Using an HTTP REST client, such as Postman, the call would look like this:
Web Service Method: Annotate from Text in NIF Format in JSON
Web Service Method: Annotate from Text in NIF Format in JSON
Description |
---|
[text] Returns the document annotated with extracted concepts and extracted terms in NIF format. |
URL: /extractor/api/annotate/nif
Supported Methods |
---|
POST |
Content-Type: application/json
Attribute | Type | Required | Comment |
---|---|---|---|
includeConcepts | boolean | false | |
includeNamedEntities | boolean | false | |
includeTerms | boolean | false | |
informat | String | false | The format in which the input will be processed: text (default) |
input | String | true | The input to be processed by the service |
intype | String | false | Determines how input is accessed or retrieved: direct (default) | url |
nerParameters | Array of NERConfig | false | Array of models that are used for Named Entity Recognition |
outformat | String | false | The format in which the output will be serialized: turtle (default) | text | json-ld | rdfxml | ntriples | rdfa |
phraseLength | Integer | false | Phrase length, default = 4 |
prefix | String | true | The prefix part of new URIs |
projectId | Array of String | true | Thesaurus projectId |
Named Entity Recognition configuration
Attribute | Type | Required | Comment |
---|---|---|---|
method | Method | false | Method used for Named Entity Extraction. (default: MAXIMUM_ENTROPY) RULE_BASED | MAXIMUM_ENTROPY |
type | String | false | Type of Named Entity Model.
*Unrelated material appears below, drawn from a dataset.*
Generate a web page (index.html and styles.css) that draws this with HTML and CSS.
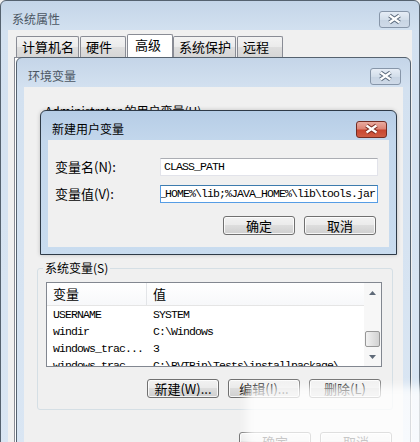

Pre-defined models for MAXIMUM_ENTROPY: person, organization, location |
{ "input" : "some input", "nerParameters" : [ { "method" : "MAXIMUM_ENTROPY", "type" : "https://semantic-web.com/api/type#10113" }, { "method" : "RULE_BASED", "type" : "https://semantic-web.com/api/type#491" }, { "method" : "MAXIMUM_ENTROPY", "type" : "https://semantic-web.com/api/type#16327" } ], "informat" : "some informat", "prefix" : "some prefix", "includeTerms" : false, "includeNamedEntities" : true, "includeConcepts" : false, "outformat" : "some outformat", "projectId" : [ "some projectId", "some projectId" ], "intype" : "some intype" }
Content-type: text/plain
Status: 200 - Ok
You can now manipulate the response format to any RDF format, as also defined here: http://docs.rdf4j.org/javadoc/2.3/org/eclipse/rdf4j/rio/RDFFormat.html
application/rdf+xml
application/n-triples
application/x-turtle
application/trix
application/trig
In order to configure the response format, use an additional Accept header in your call.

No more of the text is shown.